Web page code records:
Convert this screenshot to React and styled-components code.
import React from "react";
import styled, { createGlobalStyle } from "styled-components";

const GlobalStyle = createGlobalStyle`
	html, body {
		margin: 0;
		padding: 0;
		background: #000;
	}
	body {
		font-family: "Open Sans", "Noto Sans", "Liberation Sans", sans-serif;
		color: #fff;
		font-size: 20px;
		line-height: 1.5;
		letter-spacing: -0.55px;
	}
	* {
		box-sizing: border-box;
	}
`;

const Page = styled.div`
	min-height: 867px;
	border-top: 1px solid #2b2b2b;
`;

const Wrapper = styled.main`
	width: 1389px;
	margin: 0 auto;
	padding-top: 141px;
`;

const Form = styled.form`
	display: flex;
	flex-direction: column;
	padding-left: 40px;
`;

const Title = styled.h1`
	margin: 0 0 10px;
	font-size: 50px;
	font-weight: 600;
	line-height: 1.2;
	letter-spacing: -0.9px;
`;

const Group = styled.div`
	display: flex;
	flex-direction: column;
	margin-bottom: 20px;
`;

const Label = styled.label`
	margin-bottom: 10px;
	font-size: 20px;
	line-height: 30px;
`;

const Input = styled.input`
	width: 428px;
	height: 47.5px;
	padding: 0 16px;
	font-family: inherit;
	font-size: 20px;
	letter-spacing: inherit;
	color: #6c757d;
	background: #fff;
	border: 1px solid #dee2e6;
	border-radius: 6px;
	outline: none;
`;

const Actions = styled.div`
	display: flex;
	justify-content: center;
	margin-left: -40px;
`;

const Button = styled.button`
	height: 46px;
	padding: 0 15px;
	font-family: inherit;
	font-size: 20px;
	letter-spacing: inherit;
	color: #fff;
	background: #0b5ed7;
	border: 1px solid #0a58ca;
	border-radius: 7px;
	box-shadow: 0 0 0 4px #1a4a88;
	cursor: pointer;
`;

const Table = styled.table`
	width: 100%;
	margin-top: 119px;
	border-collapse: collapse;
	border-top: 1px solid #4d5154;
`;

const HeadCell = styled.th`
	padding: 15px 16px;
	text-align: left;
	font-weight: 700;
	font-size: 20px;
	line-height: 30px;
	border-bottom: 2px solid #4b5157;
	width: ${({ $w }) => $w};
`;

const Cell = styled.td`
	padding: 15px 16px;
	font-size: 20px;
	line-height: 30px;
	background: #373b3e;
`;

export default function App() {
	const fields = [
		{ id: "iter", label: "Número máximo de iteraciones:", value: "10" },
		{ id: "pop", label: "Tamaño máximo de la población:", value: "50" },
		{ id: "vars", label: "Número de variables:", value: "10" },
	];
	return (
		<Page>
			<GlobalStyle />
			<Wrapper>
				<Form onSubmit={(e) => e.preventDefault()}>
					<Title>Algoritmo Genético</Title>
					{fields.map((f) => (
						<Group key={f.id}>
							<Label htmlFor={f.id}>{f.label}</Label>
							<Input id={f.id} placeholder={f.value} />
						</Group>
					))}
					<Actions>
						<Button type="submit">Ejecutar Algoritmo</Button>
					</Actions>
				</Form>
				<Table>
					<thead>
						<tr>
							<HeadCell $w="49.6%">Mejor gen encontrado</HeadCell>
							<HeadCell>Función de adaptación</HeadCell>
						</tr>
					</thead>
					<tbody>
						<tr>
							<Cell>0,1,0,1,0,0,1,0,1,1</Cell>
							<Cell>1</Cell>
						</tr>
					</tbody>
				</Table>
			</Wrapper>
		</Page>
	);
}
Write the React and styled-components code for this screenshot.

**Objective**. Pick out the lines containing the string "this" and show them.

**Response to the exercise**.
Convert this screenshot to React and styled-components code.
Write the React and styled-components code for this screenshot.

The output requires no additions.